The article stresses the need to revamp Parliament’s research and library services to support informed, non-partisan, and high-quality legislative debates in India.
Key Highlights:
Parliament’s functioning is increasingly marked by political disruption and shallow debates.
Research support is critical for MPs to address complex issues such as climate change, AI, and economic reforms.
LARRDIS, Parliament’s official research wing, is underutilised and operates reactively.
Only 40–50 MPs have access to LAMP fellows at any given time, leaving the rest dependent on political aides or external consultants.
Global models like EPRS and OCAL show how parliaments can offer proactive, non-partisan policy research.

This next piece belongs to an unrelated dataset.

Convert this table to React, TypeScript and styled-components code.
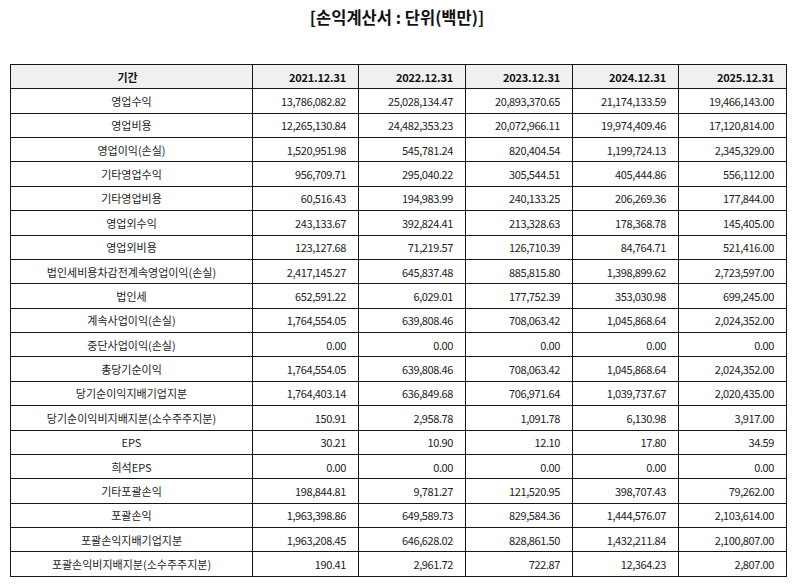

Revamping LARRDIS into a forward-looking, research-intensive body can significantly improve the quality of Indian lawmaking.
Detailed Insights:
Parliament Library and Reference, Research, Documentation and Information Service (LARRDIS) has digitised archives and offers prompt responses to MP queries, but functions reactively and not proactively.
The volume of MP requests has increased significantly — from around 150 in 1950 to over 8,000 in 2019.
Most MPs do not actively use the Parliament Library or LARRDIS services, despite their accessibility and digitisation.
Many MPs rely on party talking points or personal aides, which may be biased or lacking in analytical rigour.
LARRDIS lacks collaboration with universities, think tanks, or international agencies, limiting its ability to offer predictive or forward-looking research.
Global research units, such as the European Parliamentary Research Service (EPRS), produce anticipatory policy analysis and maintain public knowledge platforms.
Argentina’s OCAL connects lawmakers with scientists and the public, informs them of scientific and technological choices, and conducts training.
Countries like France, Mexico, Egypt, and Sweden have institutionalised expert support systems within their parliamentary frameworks.
Egypt attaches subject specialists to parliamentary committees, and Sweden promotes lawmaker-researcher dialogue through RIFO.
The Inter-Parliamentary Union (IPU) recommends integrated research units to maintain confidentiality, neutrality, and institutional memory.
LARRDIS needs a phased transformation, with a clear mandate, user eligibility, confidentiality norms, and turnaround expectations.
India can draw talent from academic institutions, multilateral bodies (e.g., UNDP, OECD, World Bank), and consulting agencies to deepen LARRDIS’s capabilities.
Reforming LARRDIS is not merely administrative but a critical investment in legislative quality and democratic governance.
Key Concepts Involved
Legislative Research Services (LRS): Non-partisan research wings that support lawmakers with data-driven analysis.
Institutional Memory: Accumulated historical knowledge that supports continuity in governance.
Policy Foresight: Proactive anticipation of trends, risks, and opportunities for pre-legislative policy design.
Information Asymmetry: A situation where one branch of governance (e.g., executive) holds more data than another (e.g., legislature), leading to ineffective checks and balances.